▶ GIVEN ENTRIES:
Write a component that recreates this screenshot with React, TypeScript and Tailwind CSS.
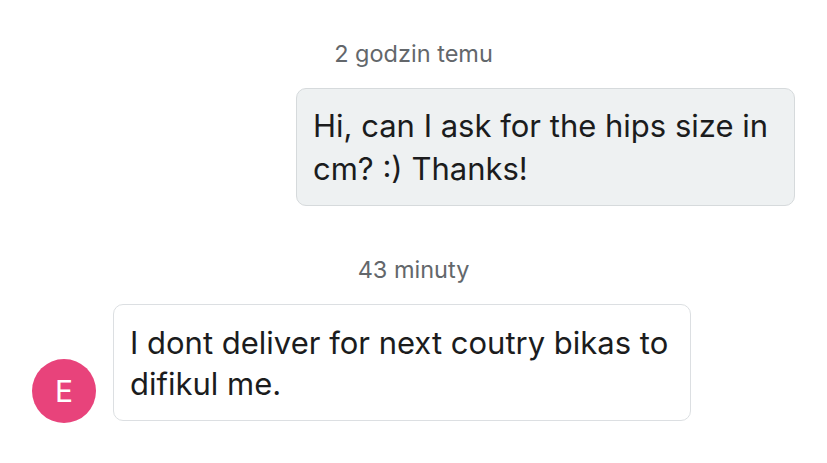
const font = { fontFamily: "Inter, 'Noto Sans', sans-serif" };

interface Message {
  id: number;
  time: string;
  text: string;
  mine: boolean;
}

const messages: Message[] = [
  { id: 1, time: "2 godzin temu", text: "Hi, can I ask for the hips size in cm? :) Thanks!", mine: true },
  { id: 2, time: "43 minuty", text: "I dont deliver for next coutry bikas to difikul me.", mine: false },
];

export default function App() {
  return (
    <div className="min-h-screen bg-white px-8 pt-[37px]" style={font}>
      {/* first message, mine */}
      <div className="text-center text-[23.5px] leading-[33px] text-[#63676b]">{messages[0].time}</div>
      <div className="mt-[18px] flex justify-end">
        <div className="w-[499px] rounded-[10px] border border-[#d6dadc] bg-[#eef1f2] px-4 py-[15px] text-[31px] leading-[43px] text-[#1b1c1d]">
          {messages[0].text}
        </div>
      </div>

      {/* second message, theirs */}
      <div className="mt-[47px] text-center text-[23.5px] leading-[33px] text-[#63676b]">{messages[1].time}</div>
      <div className="mt-[18px] flex items-end gap-[17px]">
        <div className="mb-[-2px] flex h-16 w-16 shrink-0 items-center justify-center rounded-full bg-[#e8437b] text-[30px] text-white">
          E
        </div>
        <div className="w-[578px] rounded-[10px] border border-[#dcdfe2] bg-white px-4 pt-[17px] pb-[16px] text-[31px] leading-[41px] text-[#1b1c1d]">
          {messages[1].text}
        </div>
      </div>
    </div>
  );
}
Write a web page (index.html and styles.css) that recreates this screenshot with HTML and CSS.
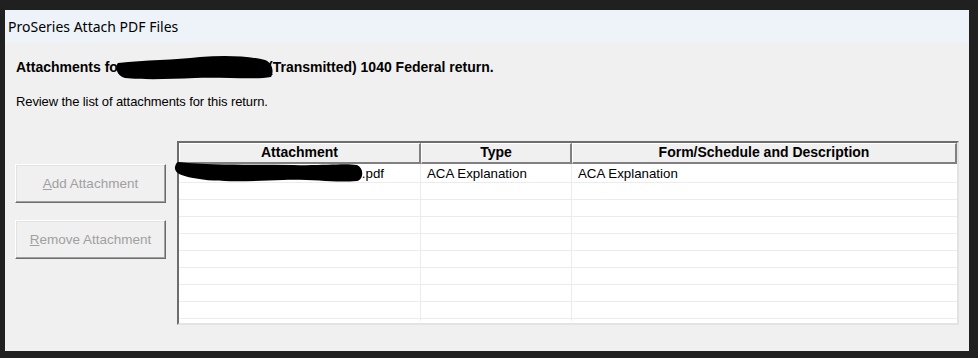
FILE: index.html
```html
<!DOCTYPE html>
<html lang="en">
<head>
    <meta charset="UTF-8">
    <title>ProSeries Attach PDF Files</title>
    <link rel="stylesheet" href="styles.css">
</head>
<body>
    <div class="window">
        <div class="titlebar">ProSeries Attach PDF Files</div>
        <div class="content">
            <p class="heading"><span class="lead">Attachments fo</span>(Transmitted) 1040 Federal return.</p>
            <p class="intro">Review the list of attachments for this return.</p>

            <div class="main">
                <div class="buttons">
                    <button disabled><u>A</u>dd Attachment</button>
                    <button disabled><u>R</u>emove Attachment</button>
                </div>

                <div class="grid">
                    <div class="grid-head">
                        <div class="hcell c1">Attachment</div>
                        <div class="hcell c2">Type</div>
                        <div class="hcell c3">Form/Schedule and Description</div>
                    </div>
                    <div class="grid-body">
                        <div class="row first">
                            <div class="cell c1 pdf">.pdf</div>
                            <div class="cell c2">ACA Explanation</div>
                            <div class="cell c3">ACA Explanation</div>
                        </div>
                        <div class="row"><div class="cell c1"></div><div class="cell c2"></div><div class="cell c3"></div></div>
                        <div class="row"><div class="cell c1"></div><div class="cell c2"></div><div class="cell c3"></div></div>
                        <div class="row"><div class="cell c1"></div><div class="cell c2"></div><div class="cell c3"></div></div>
                        <div class="row"><div class="cell c1"></div><div class="cell c2"></div><div class="cell c3"></div></div>
                        <div class="row"><div class="cell c1"></div><div class="cell c2"></div><div class="cell c3"></div></div>
                        <div class="row"><div class="cell c1"></div><div class="cell c2"></div><div class="cell c3"></div></div>
                        <div class="row"><div class="cell c1"></div><div class="cell c2"></div><div class="cell c3"></div></div>
                        <div class="row"><div class="cell c1"></div><div class="cell c2"></div><div class="cell c3"></div></div>
                        <div class="row"><div class="cell c1"></div><div class="cell c2"></div><div class="cell c3"></div></div>
                    </div>
                </div>
            </div>
        </div>

        <!-- redaction marks drawn over the text -->
        <svg class="redact redact-name" width="160" height="28" viewBox="0 0 160 28">
            <path d="M3 9 C30 6 60 6 85 3 C110 1 135 2 150 6 C158 9 159 18 156 23 C140 26 110 23 80 24 C55 25 30 26 10 24 C1 22 0 12 3 9 Z" fill="#000"/>
        </svg>
        <svg class="redact redact-file" width="192" height="26" viewBox="0 0 192 26">
            <path d="M6 3 C40 7 80 5 120 6 C150 7 170 4 184 6 C191 9 191 20 184 22 C160 24 140 20 110 21 C80 22 45 24 20 19 C8 17 1 14 2 8 C3 4 4 3 6 3 Z" fill="#000"/>
        </svg>
    </div>
</body>
</html>
```

FILE: styles.css
```css
body {
    margin: 0;
    background: #202020;
    font-family: "Liberation Sans", Arial, sans-serif;
}
.window {
    position: relative;
    margin: 10px 0 0 5px;
    width: 964px;
    height: 341px;
    background: #f0f0f0;
}
.titlebar {
    height: 33px;
    line-height: 33px;
    padding-left: 3px;
    background: #eef3f9;
    font-family: "Noto Sans", sans-serif;
    font-size: 14px;
    color: #000;
}
.content {
    padding: 16px 10px 0 11px;
}
.heading {
    margin: 0;
    font-size: 14px;
    font-weight: bold;
    line-height: 16px;
    color: #000;
}
.lead {
    display: inline-block;
    width: 252px;
    white-space: nowrap;
}
.intro {
    margin: 19px 0 0 0;
    font-size: 13px;
    line-height: 16px;
    letter-spacing: -0.1px;
    color: #000;
}
.main {
    display: flex;
    margin-top: 31px;
}
.buttons {
    display: flex;
    flex-direction: column;
    gap: 17px;
    margin-top: 23px;
    margin-left: -1px;
    width: 151px;
}
button {
    height: 39px;
    background: #f0f0f0;
    border: 1px solid;
    border-color: #ffffff #6d6d6d #6d6d6d #ffffff;
    box-shadow: inset -1px -1px 0 #a0a0a0, inset 1px 1px 0 #e3e3e3;
    font-family: "Liberation Sans", Arial, sans-serif;
    font-size: 13.5px;
    color: #a0a0a0;
    padding: 0;
}
.grid {
    margin-left: 11px;
    width: 778px;
    height: 180px;
    border-top: 2px solid #6d6d6d;
    border-left: 2px solid #6d6d6d;
    border-right: 2px solid #e3e3e3;
    border-bottom: 2px solid #e3e3e3;
    background: #fff;
    overflow: hidden;
}
.grid-head {
    display: flex;
    height: 21px;
}
.hcell {
    box-sizing: border-box;
    height: 21px;
    background: #f0f0f0;
    border-top: 1px solid #fff;
    border-left: 1px solid #fff;
    border-right: 2px solid #808080;
    border-bottom: 2px solid #808080;
    text-align: center;
    font-size: 14px;
    font-weight: bold;
    line-height: 17px;
    color: #000;
}
.c1 { width: 242px; }
.c2 { width: 151px; }
.c3 { flex: 1; }
.grid-body {
    height: 157px;
    overflow: hidden;
}
.row {
    display: flex;
    height: 17px;
    border-bottom: 1px solid #ececec;
    box-sizing: border-box;
}
.row.first {
    height: 19px;
}
.cell {
    box-sizing: border-box;
    border-right: 1px solid #ececec;
    padding-left: 6px;
    font-size: 13.3px;
    line-height: 19px;
    color: #000;
}
.c3.cell { border-right: none; }
.pdf {
    text-align: right;
    padding-right: 36px;
}
.redact {
    position: absolute;
}
.redact-name {
    left: 110px;
    top: 44px;
}
.redact-file {
    left: 168px;
    top: 149px;
}
```
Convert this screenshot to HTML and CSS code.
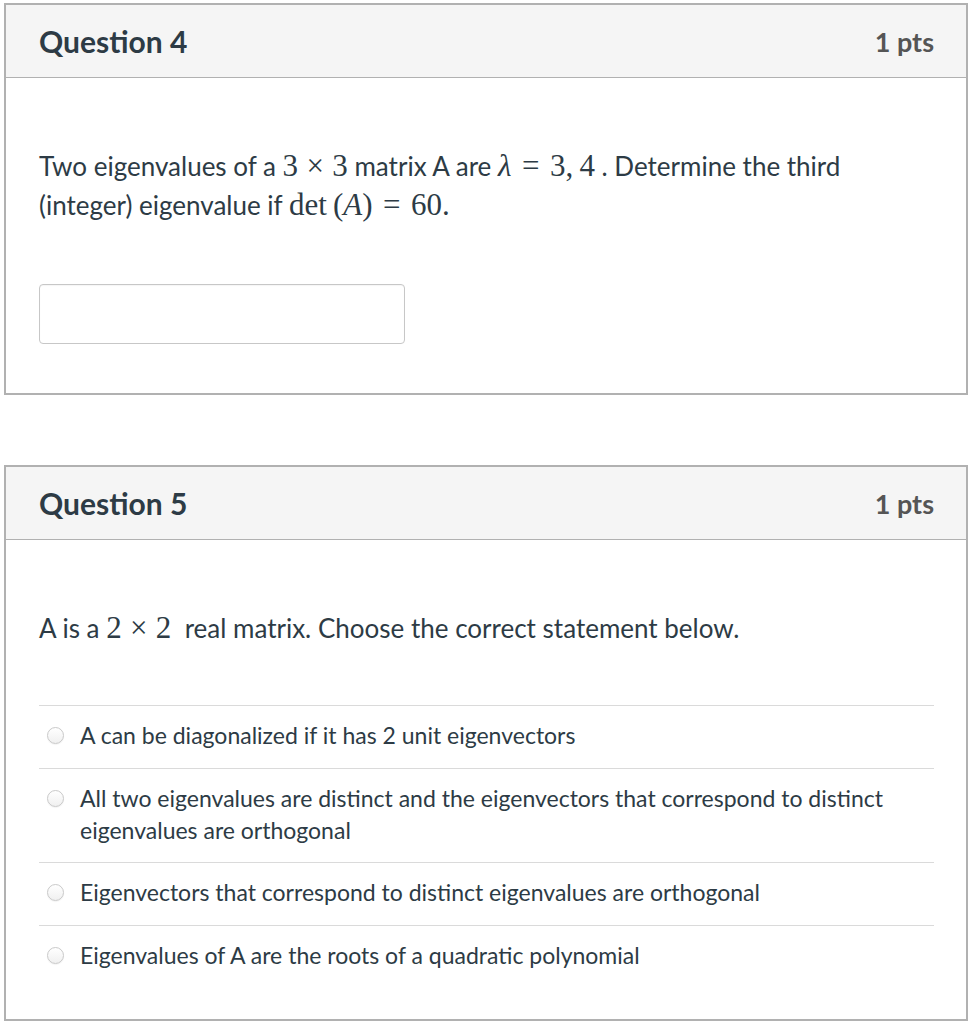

▶ REQUIREMENTS:
Gather each line in the entries above where the string "that" is found.

▶ ANSWER TO THIS TASK:
Write a component that recreates this screenshot with React, TypeScript and Tailwind CSS.
Write a web page (index.html and styles.css) that recreates this screenshot with HTML and CSS.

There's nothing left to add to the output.